** AIM OF THE EXERCISE **
Copy out all lines with the word "that" in them.

* * *

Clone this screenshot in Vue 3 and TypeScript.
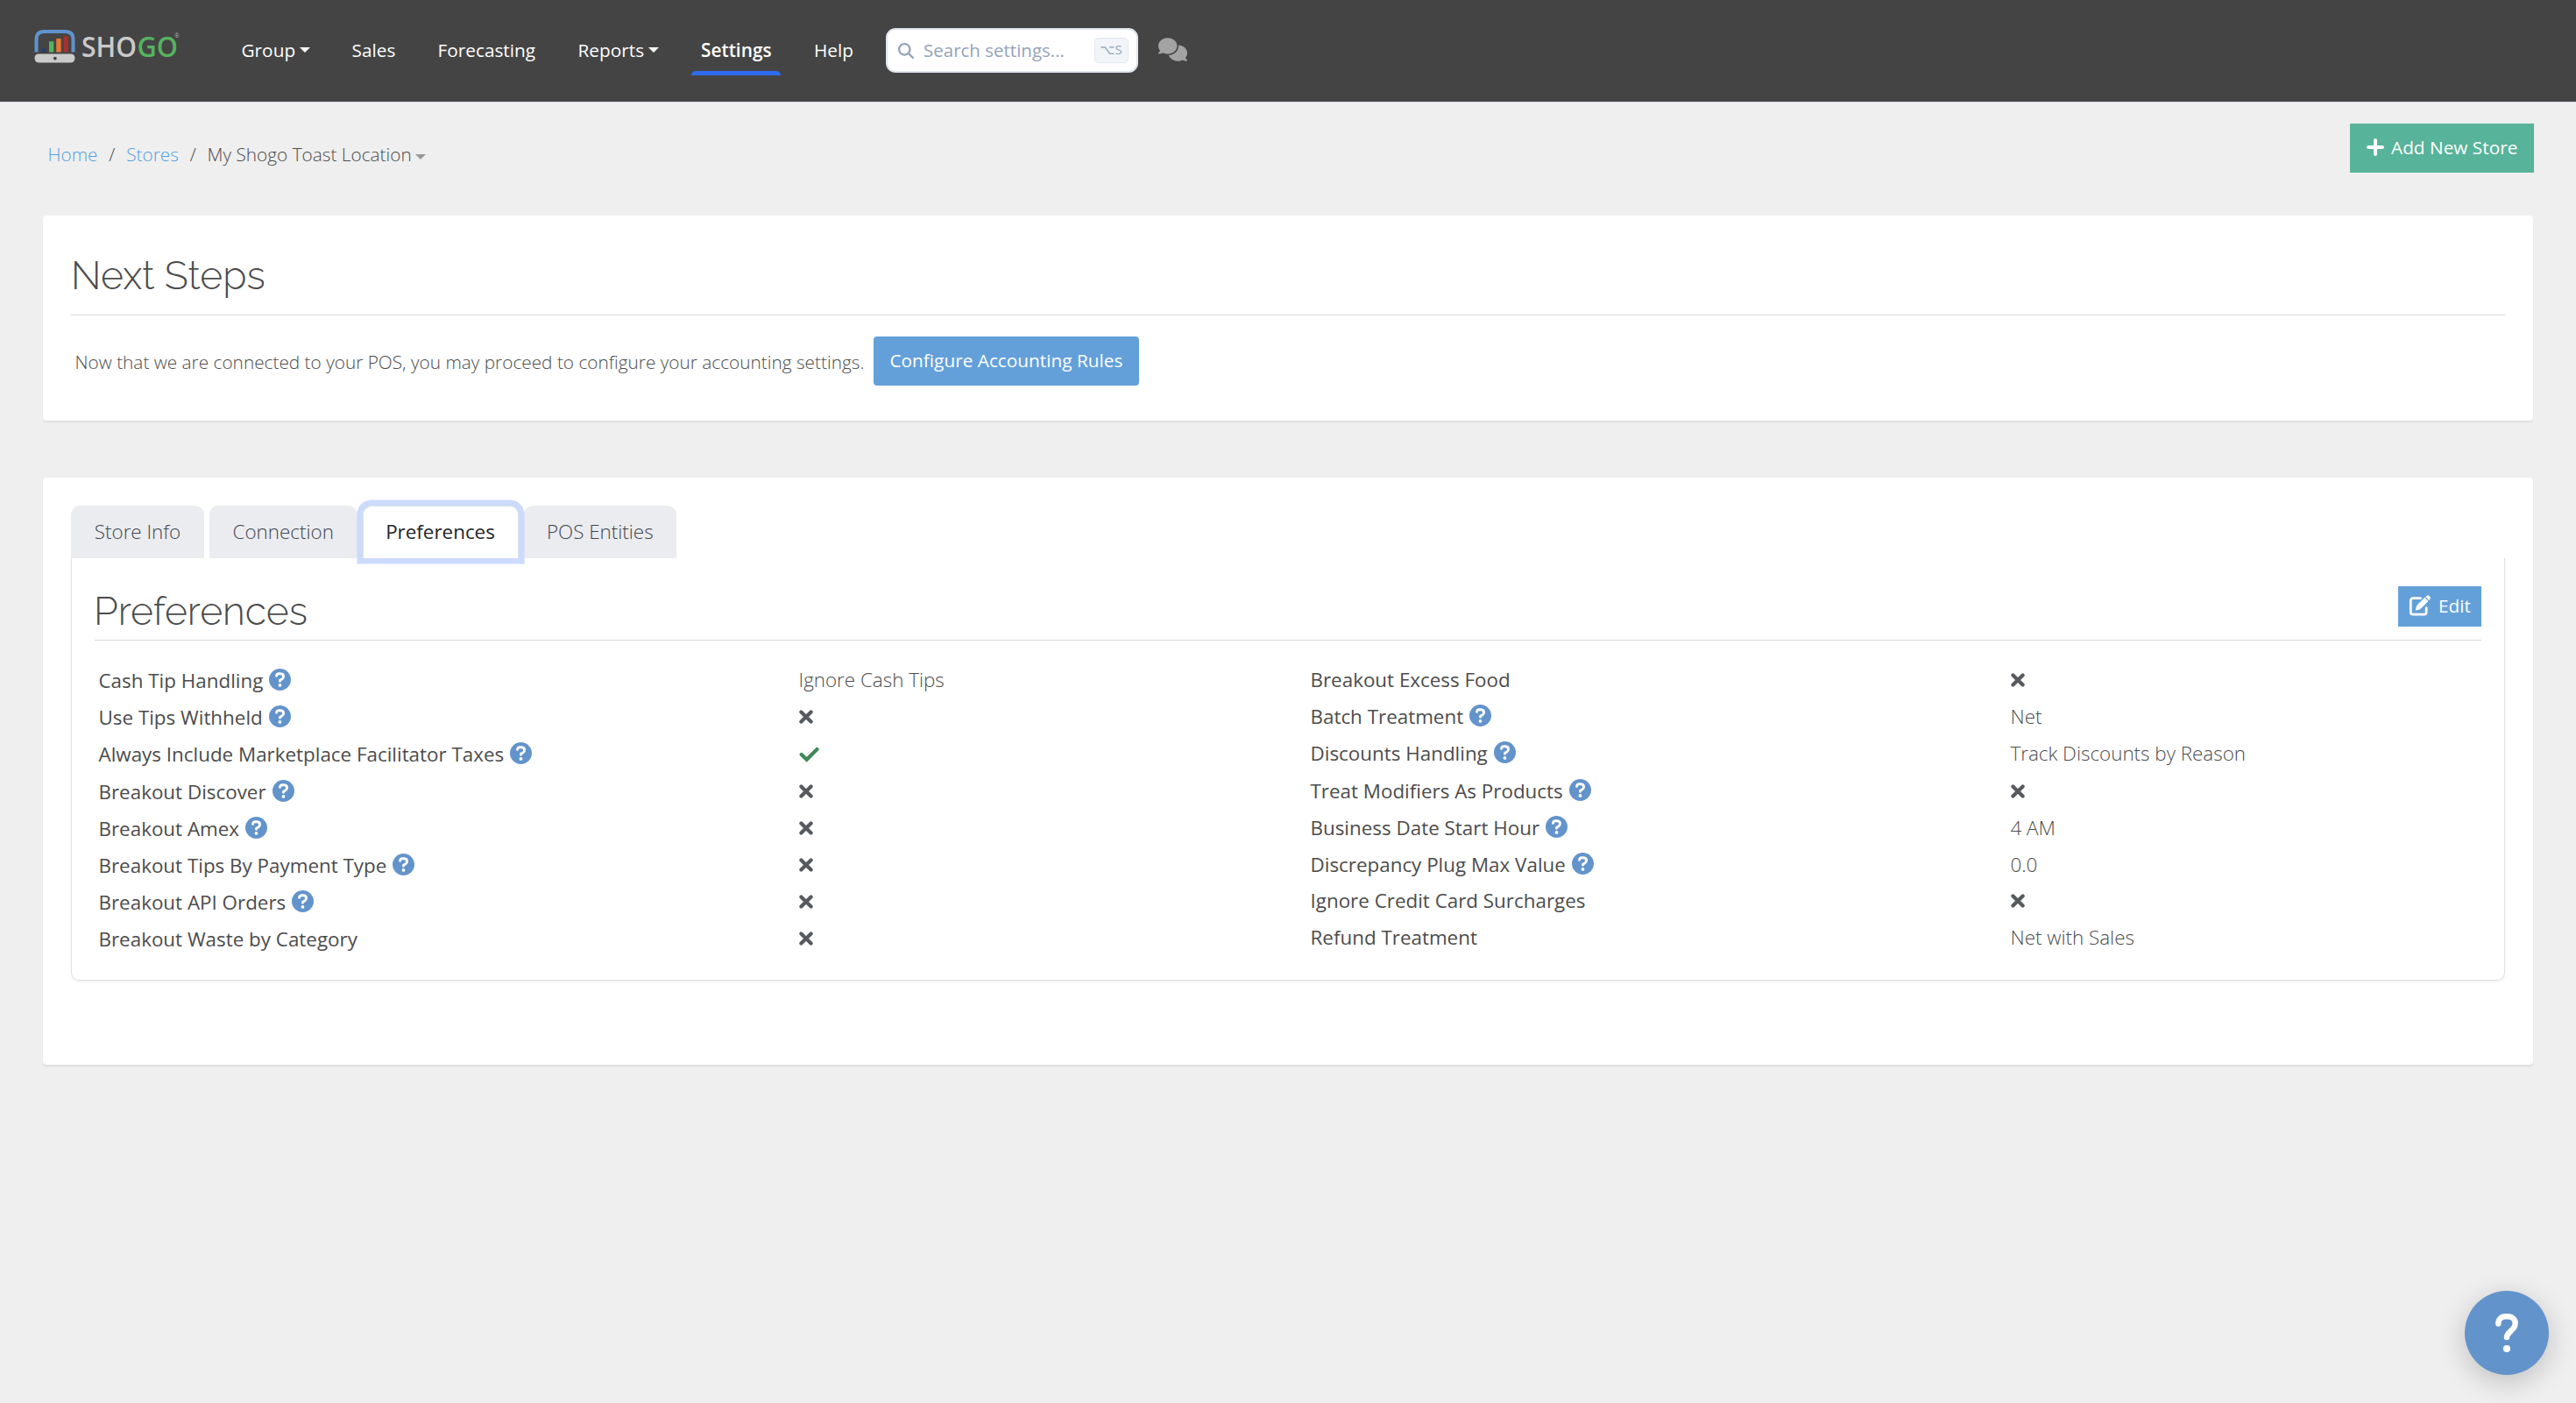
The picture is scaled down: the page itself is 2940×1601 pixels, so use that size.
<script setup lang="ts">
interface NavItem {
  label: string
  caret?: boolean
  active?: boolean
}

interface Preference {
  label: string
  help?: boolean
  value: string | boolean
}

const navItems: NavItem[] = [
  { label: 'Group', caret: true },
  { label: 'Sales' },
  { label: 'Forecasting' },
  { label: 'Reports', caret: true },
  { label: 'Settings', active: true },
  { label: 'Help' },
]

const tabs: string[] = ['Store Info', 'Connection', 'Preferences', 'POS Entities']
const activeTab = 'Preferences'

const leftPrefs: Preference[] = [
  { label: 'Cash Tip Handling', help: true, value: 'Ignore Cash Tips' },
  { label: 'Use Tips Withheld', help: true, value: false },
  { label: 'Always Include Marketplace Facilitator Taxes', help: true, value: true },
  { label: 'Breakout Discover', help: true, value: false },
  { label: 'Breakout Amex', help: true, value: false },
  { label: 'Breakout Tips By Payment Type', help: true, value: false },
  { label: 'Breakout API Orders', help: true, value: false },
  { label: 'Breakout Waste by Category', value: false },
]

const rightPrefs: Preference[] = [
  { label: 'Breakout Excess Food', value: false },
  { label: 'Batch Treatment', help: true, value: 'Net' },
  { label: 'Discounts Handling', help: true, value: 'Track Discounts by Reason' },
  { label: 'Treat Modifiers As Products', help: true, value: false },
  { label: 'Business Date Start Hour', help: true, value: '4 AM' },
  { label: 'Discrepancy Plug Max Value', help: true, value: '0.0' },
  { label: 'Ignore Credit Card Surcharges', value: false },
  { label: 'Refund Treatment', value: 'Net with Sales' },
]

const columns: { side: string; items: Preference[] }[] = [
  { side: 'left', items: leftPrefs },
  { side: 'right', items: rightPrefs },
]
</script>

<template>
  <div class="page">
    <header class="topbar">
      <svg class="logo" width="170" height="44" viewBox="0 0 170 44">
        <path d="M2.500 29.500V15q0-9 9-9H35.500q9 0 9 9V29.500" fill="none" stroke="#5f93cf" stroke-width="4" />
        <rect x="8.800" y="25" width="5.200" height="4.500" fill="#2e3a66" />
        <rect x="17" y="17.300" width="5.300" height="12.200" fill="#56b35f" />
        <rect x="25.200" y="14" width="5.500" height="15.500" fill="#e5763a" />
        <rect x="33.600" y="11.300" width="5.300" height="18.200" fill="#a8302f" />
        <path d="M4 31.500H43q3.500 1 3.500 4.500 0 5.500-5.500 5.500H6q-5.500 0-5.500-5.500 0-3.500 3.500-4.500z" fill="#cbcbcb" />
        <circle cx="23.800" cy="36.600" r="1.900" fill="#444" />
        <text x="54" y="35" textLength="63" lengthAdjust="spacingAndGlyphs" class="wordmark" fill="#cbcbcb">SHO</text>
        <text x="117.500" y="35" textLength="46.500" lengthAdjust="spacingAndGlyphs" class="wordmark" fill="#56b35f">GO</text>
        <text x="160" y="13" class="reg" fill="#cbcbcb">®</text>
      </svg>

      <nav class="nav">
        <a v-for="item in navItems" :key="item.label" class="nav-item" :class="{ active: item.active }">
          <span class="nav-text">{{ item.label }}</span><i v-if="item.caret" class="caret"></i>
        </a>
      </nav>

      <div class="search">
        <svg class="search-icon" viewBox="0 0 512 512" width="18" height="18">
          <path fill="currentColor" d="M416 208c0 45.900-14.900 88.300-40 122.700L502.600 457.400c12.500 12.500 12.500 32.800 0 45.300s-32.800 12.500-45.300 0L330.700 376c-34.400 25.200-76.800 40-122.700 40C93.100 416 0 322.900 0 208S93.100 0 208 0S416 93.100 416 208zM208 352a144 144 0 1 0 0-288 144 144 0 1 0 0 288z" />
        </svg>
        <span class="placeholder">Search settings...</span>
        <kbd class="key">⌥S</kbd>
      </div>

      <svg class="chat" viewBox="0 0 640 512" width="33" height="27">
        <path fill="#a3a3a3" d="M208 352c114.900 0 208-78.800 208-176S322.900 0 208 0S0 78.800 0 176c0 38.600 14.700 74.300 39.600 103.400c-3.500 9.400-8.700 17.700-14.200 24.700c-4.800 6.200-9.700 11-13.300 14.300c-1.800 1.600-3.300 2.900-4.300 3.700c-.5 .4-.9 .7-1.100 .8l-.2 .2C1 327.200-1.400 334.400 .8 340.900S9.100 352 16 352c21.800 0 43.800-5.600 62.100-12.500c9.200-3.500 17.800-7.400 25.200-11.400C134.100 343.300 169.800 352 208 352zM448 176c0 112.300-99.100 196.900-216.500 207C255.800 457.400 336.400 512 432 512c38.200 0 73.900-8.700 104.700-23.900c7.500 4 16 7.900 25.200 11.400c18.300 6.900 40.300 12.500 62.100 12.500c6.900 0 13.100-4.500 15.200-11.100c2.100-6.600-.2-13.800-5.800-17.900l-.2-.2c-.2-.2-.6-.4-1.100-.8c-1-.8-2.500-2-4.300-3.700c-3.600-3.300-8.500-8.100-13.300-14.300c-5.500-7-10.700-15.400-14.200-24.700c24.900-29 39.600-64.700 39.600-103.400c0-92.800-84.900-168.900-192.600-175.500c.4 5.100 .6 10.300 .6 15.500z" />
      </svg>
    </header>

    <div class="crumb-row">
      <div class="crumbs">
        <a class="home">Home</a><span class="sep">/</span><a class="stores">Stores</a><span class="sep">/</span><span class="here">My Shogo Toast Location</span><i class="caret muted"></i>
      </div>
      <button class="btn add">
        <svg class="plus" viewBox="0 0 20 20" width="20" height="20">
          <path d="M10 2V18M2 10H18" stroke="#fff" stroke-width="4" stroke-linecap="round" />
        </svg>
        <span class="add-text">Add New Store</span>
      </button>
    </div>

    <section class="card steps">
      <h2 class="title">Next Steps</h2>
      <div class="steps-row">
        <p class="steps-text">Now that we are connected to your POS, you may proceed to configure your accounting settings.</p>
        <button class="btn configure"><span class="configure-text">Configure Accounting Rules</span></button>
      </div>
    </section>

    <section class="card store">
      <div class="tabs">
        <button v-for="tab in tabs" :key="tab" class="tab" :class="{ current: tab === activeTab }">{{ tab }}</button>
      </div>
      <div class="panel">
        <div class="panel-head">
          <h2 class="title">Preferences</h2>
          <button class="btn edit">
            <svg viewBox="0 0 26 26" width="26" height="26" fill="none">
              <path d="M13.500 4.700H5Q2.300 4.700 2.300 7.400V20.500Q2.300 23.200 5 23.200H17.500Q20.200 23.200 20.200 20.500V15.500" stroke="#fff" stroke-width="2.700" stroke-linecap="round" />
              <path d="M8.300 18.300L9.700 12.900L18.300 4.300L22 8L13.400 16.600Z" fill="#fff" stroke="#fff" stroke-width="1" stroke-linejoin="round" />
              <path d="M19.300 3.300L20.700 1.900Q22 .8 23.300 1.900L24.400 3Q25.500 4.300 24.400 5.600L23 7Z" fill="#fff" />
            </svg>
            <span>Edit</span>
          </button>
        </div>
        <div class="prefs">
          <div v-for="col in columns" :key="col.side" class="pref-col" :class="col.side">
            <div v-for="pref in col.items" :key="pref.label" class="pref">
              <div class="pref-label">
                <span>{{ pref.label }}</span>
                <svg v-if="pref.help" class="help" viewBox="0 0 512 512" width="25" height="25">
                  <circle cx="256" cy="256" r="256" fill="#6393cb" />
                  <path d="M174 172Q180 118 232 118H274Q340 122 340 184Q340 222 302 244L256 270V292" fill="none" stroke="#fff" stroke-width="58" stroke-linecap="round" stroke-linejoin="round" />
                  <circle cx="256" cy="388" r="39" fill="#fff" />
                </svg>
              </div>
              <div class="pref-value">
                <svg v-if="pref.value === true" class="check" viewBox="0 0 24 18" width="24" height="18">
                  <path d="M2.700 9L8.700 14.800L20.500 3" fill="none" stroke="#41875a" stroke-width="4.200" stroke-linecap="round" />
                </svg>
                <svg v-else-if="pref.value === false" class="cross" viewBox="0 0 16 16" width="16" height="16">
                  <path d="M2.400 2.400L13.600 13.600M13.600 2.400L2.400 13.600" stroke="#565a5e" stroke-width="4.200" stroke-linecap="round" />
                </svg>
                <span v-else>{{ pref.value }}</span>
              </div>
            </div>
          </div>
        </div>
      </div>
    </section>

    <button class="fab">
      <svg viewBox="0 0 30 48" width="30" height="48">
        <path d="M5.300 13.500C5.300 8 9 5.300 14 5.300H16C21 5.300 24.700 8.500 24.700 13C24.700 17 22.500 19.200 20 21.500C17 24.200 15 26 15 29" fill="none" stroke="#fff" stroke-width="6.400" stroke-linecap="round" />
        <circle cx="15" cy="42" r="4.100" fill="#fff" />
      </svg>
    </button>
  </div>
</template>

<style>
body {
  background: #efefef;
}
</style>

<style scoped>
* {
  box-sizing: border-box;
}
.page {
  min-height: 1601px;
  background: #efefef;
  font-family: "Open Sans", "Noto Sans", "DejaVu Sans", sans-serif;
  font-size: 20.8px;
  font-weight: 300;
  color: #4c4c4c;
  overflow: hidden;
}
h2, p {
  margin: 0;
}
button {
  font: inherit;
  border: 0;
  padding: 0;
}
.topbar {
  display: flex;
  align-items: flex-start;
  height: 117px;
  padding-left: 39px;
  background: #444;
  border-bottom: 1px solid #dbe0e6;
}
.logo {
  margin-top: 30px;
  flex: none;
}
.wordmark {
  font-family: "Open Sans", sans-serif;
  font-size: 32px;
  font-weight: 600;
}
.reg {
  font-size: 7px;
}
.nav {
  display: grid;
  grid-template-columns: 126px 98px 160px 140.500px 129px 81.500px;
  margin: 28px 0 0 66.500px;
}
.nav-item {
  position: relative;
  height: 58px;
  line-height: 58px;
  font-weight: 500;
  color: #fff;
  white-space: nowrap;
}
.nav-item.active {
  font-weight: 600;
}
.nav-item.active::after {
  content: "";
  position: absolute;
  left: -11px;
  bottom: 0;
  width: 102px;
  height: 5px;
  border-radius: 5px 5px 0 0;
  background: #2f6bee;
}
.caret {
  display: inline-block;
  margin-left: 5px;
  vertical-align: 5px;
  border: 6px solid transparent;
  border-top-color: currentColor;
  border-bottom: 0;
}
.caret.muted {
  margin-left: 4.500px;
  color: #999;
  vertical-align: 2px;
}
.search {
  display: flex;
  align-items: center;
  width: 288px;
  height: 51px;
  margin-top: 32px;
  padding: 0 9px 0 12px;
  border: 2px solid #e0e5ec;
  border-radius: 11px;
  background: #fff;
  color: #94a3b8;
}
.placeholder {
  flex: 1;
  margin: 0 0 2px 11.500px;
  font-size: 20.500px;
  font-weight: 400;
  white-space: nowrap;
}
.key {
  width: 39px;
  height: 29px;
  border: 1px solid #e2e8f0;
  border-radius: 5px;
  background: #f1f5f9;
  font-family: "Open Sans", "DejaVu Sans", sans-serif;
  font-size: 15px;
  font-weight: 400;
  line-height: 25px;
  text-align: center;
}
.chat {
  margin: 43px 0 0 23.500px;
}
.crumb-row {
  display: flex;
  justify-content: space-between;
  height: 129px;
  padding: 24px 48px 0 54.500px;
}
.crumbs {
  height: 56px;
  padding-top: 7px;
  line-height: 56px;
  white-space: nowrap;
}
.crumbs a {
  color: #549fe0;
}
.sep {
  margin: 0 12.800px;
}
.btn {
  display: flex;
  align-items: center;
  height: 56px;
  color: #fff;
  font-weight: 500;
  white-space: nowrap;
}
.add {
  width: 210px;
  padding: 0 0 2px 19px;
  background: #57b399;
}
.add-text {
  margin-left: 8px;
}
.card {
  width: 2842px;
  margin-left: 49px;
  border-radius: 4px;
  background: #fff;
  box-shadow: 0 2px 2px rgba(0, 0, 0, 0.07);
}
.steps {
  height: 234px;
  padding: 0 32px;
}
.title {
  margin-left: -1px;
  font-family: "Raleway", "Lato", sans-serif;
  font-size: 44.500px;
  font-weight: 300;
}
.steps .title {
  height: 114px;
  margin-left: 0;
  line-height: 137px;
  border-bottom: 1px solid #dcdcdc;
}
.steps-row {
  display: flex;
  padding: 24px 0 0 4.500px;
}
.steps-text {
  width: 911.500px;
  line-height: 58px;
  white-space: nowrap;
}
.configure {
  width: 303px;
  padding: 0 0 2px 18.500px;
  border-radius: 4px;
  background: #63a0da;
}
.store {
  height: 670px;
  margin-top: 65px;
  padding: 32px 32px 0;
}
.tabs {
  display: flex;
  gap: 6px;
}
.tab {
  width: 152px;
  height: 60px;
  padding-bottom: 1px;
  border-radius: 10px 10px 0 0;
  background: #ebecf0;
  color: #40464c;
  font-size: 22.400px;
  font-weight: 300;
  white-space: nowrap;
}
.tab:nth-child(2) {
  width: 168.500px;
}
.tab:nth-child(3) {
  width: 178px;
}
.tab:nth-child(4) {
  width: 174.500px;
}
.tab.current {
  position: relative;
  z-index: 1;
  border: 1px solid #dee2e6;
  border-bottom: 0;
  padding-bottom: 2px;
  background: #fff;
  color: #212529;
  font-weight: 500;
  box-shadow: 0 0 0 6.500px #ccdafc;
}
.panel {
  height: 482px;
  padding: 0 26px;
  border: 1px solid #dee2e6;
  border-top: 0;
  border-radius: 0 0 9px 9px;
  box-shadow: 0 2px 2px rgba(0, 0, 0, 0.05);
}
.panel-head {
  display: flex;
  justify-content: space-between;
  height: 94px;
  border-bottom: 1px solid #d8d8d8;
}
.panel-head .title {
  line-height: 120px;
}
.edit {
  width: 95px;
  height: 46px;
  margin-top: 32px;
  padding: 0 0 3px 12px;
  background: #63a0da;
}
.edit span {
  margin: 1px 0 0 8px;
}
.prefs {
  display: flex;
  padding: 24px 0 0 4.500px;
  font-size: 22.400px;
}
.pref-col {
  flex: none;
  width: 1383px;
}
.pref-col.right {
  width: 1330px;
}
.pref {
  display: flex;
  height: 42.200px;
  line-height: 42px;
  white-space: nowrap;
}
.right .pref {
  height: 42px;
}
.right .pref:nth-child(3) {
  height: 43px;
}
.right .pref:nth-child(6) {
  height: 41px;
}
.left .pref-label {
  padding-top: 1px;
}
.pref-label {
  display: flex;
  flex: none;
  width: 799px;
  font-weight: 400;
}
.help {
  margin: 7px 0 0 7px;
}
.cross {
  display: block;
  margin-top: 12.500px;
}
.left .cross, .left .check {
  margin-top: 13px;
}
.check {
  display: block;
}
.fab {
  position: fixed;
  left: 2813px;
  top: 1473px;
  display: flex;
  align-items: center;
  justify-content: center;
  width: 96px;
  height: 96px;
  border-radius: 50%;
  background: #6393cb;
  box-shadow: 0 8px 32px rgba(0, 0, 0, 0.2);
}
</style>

* * *

** EXERCISE SOLUTION **
The picture is scaled down: the page itself is 2940×1601 pixels, so use that size.
        <p class="steps-text">Now that we are connected to your POS, you may proceed to configure your accounting settings.</p>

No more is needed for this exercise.